Infrastructure Asset Data Dictionary Group for the UK
One of the most important missing pieces in the BIM picture
Congratulations! You have ensured your supply chain can collaborate and they are working together on a common data environment that controls all of your data using BS/ PAS 1192 principles. You have set up a working COBie exchange mechanism and secured all your information according to the advice in part 5.
The client was enlightened, following the guidelines in the Soft Landings documents and BS8536, ensuring they had libraries, templates and a common classification system. All looked too good to be true.
Then the penny drops. You can control, share, secure, transfer and classify data in a common, enforceable manner throughout the facility lifecycle - but wait a minute… just what data are we talking about?
There has been some sterling work done over the last five years by some very hard working and clever people to ensure we have standards in place to do all of the above, but the “low hanging fruit” has mostly been plucked. We have to look at the cold uncomfortable truth: The information we are specifying isn't any different from that which we have had in our maintenance databases all along!

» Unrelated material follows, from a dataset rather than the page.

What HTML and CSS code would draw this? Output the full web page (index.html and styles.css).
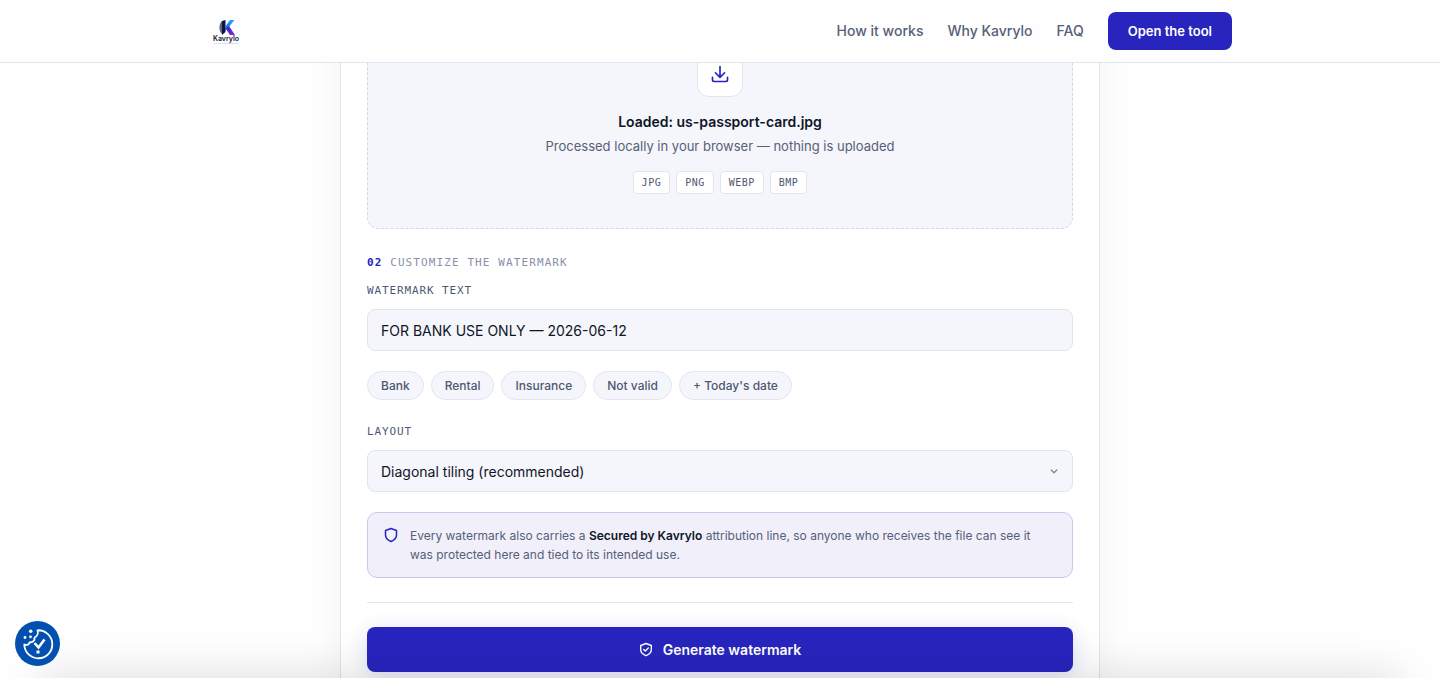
FILE: index.html
```
<!DOCTYPE html>
<html lang="en">

<head>
    <meta charset="UTF-8">
    <meta name="viewport" content="width=device-width, initial-scale=1.0">
    <title>Kavrylo</title>
    <link rel="stylesheet" href="styles.css">
</head>

<body>

    <header class="header">
        <div class="header-inner">
            <a class="logo" href="#" aria-label="Kavrylo">
                <svg width="36" height="36" viewBox="0 0 36 36">
                    <defs>
                        <linearGradient id="arm" x1="0" y1="1" x2="1" y2="0">
                            <stop offset="0" stop-color="#1d4ff0"/>
                            <stop offset="1" stop-color="#25b4fb"/>
                        </linearGradient>
                        <linearGradient id="leg" x1="0" y1="0" x2="1" y2="1">
                            <stop offset="0" stop-color="#1b2fb8"/>
                            <stop offset="1" stop-color="#9a1fe0"/>
                        </linearGradient>
                    </defs>
                    <path d="M14 8C10.500 11 10.500 18 14 21Z" fill="#5c6684"/>
                    <path d="M14 8L17.500 7V19L14 22Z" fill="#111638"/>
                    <path d="M17 14L22 7H26.500L20 15L17 18Z" fill="url(#arm)"/>
                    <path d="M18 16L21 13L27 22H22Z" fill="url(#leg)"/>
                    <text class="logo-text" x="18" y="28" text-anchor="middle">Kavrylo</text>
                    <path d="M6 30.500H30" stroke="#dcd8f8" stroke-width="1"/>
                </svg>
            </a>
            <nav class="nav">
                <a href="#">How it works</a>
                <a href="#">Why Kavrylo</a>
                <a href="#">FAQ</a>
                <a class="nav-btn" href="#">Open the tool</a>
            </nav>
        </div>
    </header>

    <main class="card">
        <!-- upload -->
        <section class="dropzone">
            <div class="drop-icon">
                <svg width="20" height="20" viewBox="0 0 24 24" fill="none" stroke="currentColor" stroke-width="2" stroke-linecap="round" stroke-linejoin="round">
                    <path d="M12 3v13M6.500 10.500L12 16l5.500-5.500M3 16v3a2 2 0 0 0 2 2h14a2 2 0 0 0 2-2v-3"/>
                </svg>
            </div>
            <h2 class="drop-title">Loaded: us-passport-card.jpg</h2>
            <p class="drop-sub">Processed locally in your browser — nothing is uploaded</p>
            <ul class="formats">
                <li>JPG</li>
                <li>PNG</li>
                <li>WEBP</li>
                <li>BMP</li>
            </ul>
        </section>

        <!-- options -->
        <h3 class="step"><b>02</b> CUSTOMIZE THE WATERMARK</h3>

        <label class="label" for="text">WATERMARK TEXT</label>
        <input class="field" id="text" type="text" value="FOR BANK USE ONLY — 2026-06-12">

        <div class="presets">
            <button type="button">Bank</button>
            <button type="button">Rental</button>
            <button type="button">Insurance</button>
            <button type="button">Not valid</button>
            <button type="button">+ Today's date</button>
        </div>

        <label class="label" for="layout">LAYOUT</label>
        <div class="select">
            <select class="field" id="layout">
                <option>Diagonal tiling (recommended)</option>
            </select>
            <svg class="chevron" width="8" height="8" viewBox="0 0 8 8" fill="none" stroke="currentColor" stroke-width="1.300" stroke-linecap="round" stroke-linejoin="round">
                <path d="M1.200 3l2.800 2.800 2.800-2.800"/>
            </svg>
        </div>

        <div class="notice">
            <svg width="14" height="18" viewBox="0 0 14 18" fill="none" stroke="currentColor" stroke-width="1.500" stroke-linejoin="round">
                <path d="M7 2.500L12.500 4.500V9C12.500 12 10 14.300 7 15.500C4 14.300 1.500 12 1.500 9V4.500Z"/>
            </svg>
            <p>Every watermark also carries a <strong>Secured by Kavrylo</strong> attribution line, so anyone who receives the file can see it was protected here and tied to its intended use.</p>
        </div>

        <div class="actions">
            <button class="generate" type="button">
                <svg width="14" height="16" viewBox="0 0 14 16" fill="none" stroke="currentColor" stroke-width="1.400" stroke-linecap="round" stroke-linejoin="round">
                    <path d="M7 1.500L12.300 3.500V7.500C12.300 10.500 10 12.500 7 13.700C4 12.500 1.700 10.500 1.700 7.500V3.500Z"/>
                    <path d="M4.700 7.500l1.600 1.600 3-3"/>
                </svg>
                Generate watermark
            </button>
        </div>
    </main>

    <div class="bottom-shade"></div>

    <button class="consent" type="button" aria-label="Cookie settings">
        <svg width="45" height="45" viewBox="0 0 45 45" fill="none">
            <path d="M22.500 9.300A14 14 0 1 1 9.300 23.500C12 24.500 14 23.500 14.500 21.500C18 21.500 20 19.500 19.500 16.500C22 15.500 23.500 12.500 22.500 9.300Z" stroke="#fff" stroke-width="1.800" stroke-linejoin="round"/>
            <circle cx="15.700" cy="10.200" r="1.800" fill="#fff"/>
            <circle cx="10" cy="16.500" r="1.400" fill="#fff"/>
            <circle cx="15.500" cy="15.800" r="1.400" fill="#fff"/>
            <path d="M19.500 22l4 4.500 6-8" stroke="#fff" stroke-width="2.600"/>
            <path d="M21.500 29.500h3v3h-3z" fill="#fff"/>
        </svg>
    </button>

</body>

</html>
```
FILE: styles.css
```
* {
    padding: 0;
    margin: 0;
    box-sizing: border-box;
}

body {
    font-family: Inter, "Liberation Sans", sans-serif;
    font-size: 14px;
    line-height: 20px;
    color: #0f1528;
    background-color: #fff;
    overflow: hidden;
}

button,
input,
select {
    font-family: inherit;
}

ul {
    list-style: none;
}

a {
    color: inherit;
    text-decoration: none;
}

/* header */
.header {
    position: fixed;
    top: 0;
    left: 0;
    right: 0;
    z-index: 10;
    background-color: #fefefe;
    border-bottom: 1px solid #e2e5f0;
}

.header-inner {
    max-width: 1080px;
    margin: 0 auto;
    padding: 12px 28px;
    display: flex;
    align-items: center;
    justify-content: space-between;
}

.logo svg {
    display: block;
}

.logo-text {
    font-size: 7px;
    font-weight: 600;
    fill: #111638;
}

.nav {
    display: flex;
    align-items: center;
    gap: 24px;
    font-weight: 500;
    color: #566079;
}

.nav-btn {
    padding: 9px 20px;
    border-radius: 8px;
    font-size: 13px;
    font-weight: 600;
    color: #fff;
    background-color: #2725be;
}

/* tool card */
.card {
    max-width: 760px;
    margin: 0 auto;
    padding: 16px 26px 26px;
    border: 1px solid #e2e2f2;
    border-top: 0;
    background-color: #fff;
    box-shadow: 0 8px 40px rgba(0, 0, 0, 0.05);
}

.dropzone {
    display: flex;
    flex-direction: column;
    align-items: center;
    padding: 34px;
    border: 1px dashed #d3d6e6;
    border-radius: 12px;
    background-color: #f5f6fb;
}

.drop-icon {
    width: 46px;
    height: 46px;
    display: flex;
    align-items: center;
    justify-content: center;
    border: 1px solid #e2e5f0;
    border-radius: 12px;
    color: #2725be;
    background-color: #fff;
}

.drop-title {
    margin-top: 15px;
    font-size: 14px;
    font-weight: 600;
}

.drop-sub {
    margin-top: 4px;
    font-size: 13px;
    color: #566079;
}

.formats {
    margin-top: 15px;
    display: flex;
    gap: 6px;
}

.formats li {
    padding: 0 8px;
    border: 1px solid #e2e5f0;
    border-radius: 4px;
    font-family: "DejaVu Sans Mono", monospace;
    font-size: 10px;
    line-height: 21px;
    letter-spacing: 0.05em;
    color: #4e5872;
    background-color: #fff;
}

.step,
.label {
    display: block;
    font-family: "DejaVu Sans Mono", monospace;
    font-size: 11px;
    line-height: 16px;
}

.step {
    margin: 26px 0 12px;
    font-weight: 400;
    letter-spacing: 0.1em;
    color: #8790a8;
}

.step b {
    color: #2725be;
}

.label {
    margin-bottom: 10px;
    letter-spacing: 0.08em;
    color: #4e5872;
}

.field {
    display: block;
    width: 100%;
    height: 42px;
    padding: 0 13px;
    border: 1px solid #e2e5f0;
    border-radius: 8px;
    font-size: 14px;
    color: #0f1528;
    background-color: #f5f6fb;
    appearance: none;
}

.presets {
    margin: 20px 0 24px;
    display: flex;
    flex-wrap: wrap;
    gap: 7px;
}

.presets button {
    padding: 0 13px;
    border: 1px solid #e2e5f0;
    border-radius: 15px;
    font-size: 12px;
    font-weight: 500;
    line-height: 27px;
    color: #4e5872;
    background-color: #f5f6fb;
}

.select {
    position: relative;
}

.chevron {
    position: absolute;
    right: 15px;
    top: 17px;
    color: #7b849c;
    pointer-events: none;
}

.notice {
    margin-top: 20px;
    padding: 13px 24px 13px 16px;
    display: flex;
    gap: 12px;
    border: 1px solid #c9c7ee;
    border-radius: 10px;
    font-size: 12px;
    line-height: 19px;
    color: #566079;
    background-color: #f0effa;
}

.notice svg {
    flex: none;
    color: #2725be;
}

.notice strong {
    font-weight: 600;
    color: #0f1528;
}

.actions {
    margin-top: 24px;
    padding-top: 24px;
    border-top: 1px solid #e2e5f0;
}

.generate {
    width: 100%;
    height: 45px;
    display: flex;
    align-items: center;
    justify-content: center;
    gap: 10px;
    border: 0;
    border-radius: 8px;
    font-size: 14px;
    font-weight: 600;
    color: #fff;
    background-color: #2725be;
    box-shadow: 0 4px 20px rgba(39, 37, 190, 0.16);
}

/* soft shade along the bottom edge */
.bottom-shade {
    position: fixed;
    left: 40px;
    right: 40px;
    top: 100%;
    height: 60px;
    box-shadow: 0 0 50px rgba(0, 0, 0, 0.15);
    pointer-events: none;
}

.consent {
    position: fixed;
    left: 15px;
    bottom: 12px;
    width: 45px;
    height: 45px;
    border: 0;
    border-radius: 50%;
    background-color: #0450b0;
}
```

It tells us interesting things - like who created the asset, who owns it, how tall it is and how wide it is. If we are lucky it will even tell us what its design criteria or function is. But let’s test it to see if it will actually add value to our asset during its lifecycle:
Find an engineer who works with this type of “thing” at any stage of its lifecycle.
Ask him for the top FIVE critical questions he would ask if he was told to go and maintain it.
Try to find answers to those questions in the metadata.
If you can answer all of his questions, then you have a winner!
It is perplexing to think that some of the answers we are getting now are associated with questions that were asked many years ago!
For example: If I am decommissioning something and want to sell it on, I need to know its residual value. But the answer to that question will have impacted on the decision I made back in an earlier stage, so the client could pick the “thing” that has the best return on their investment.
After all, that is why we are doing this BIM thing, so we can get better value through greater efficiency during the entire lifecycle of the asset.
To help resolve this issue, the Infrastructure Data Dictionary for the UK (IADD4UK) group was set up four years ago to look at the best ways to resolve this problem and try to bring all infrastructure clients together to eat, what is, a very large “Elephant in the Room”!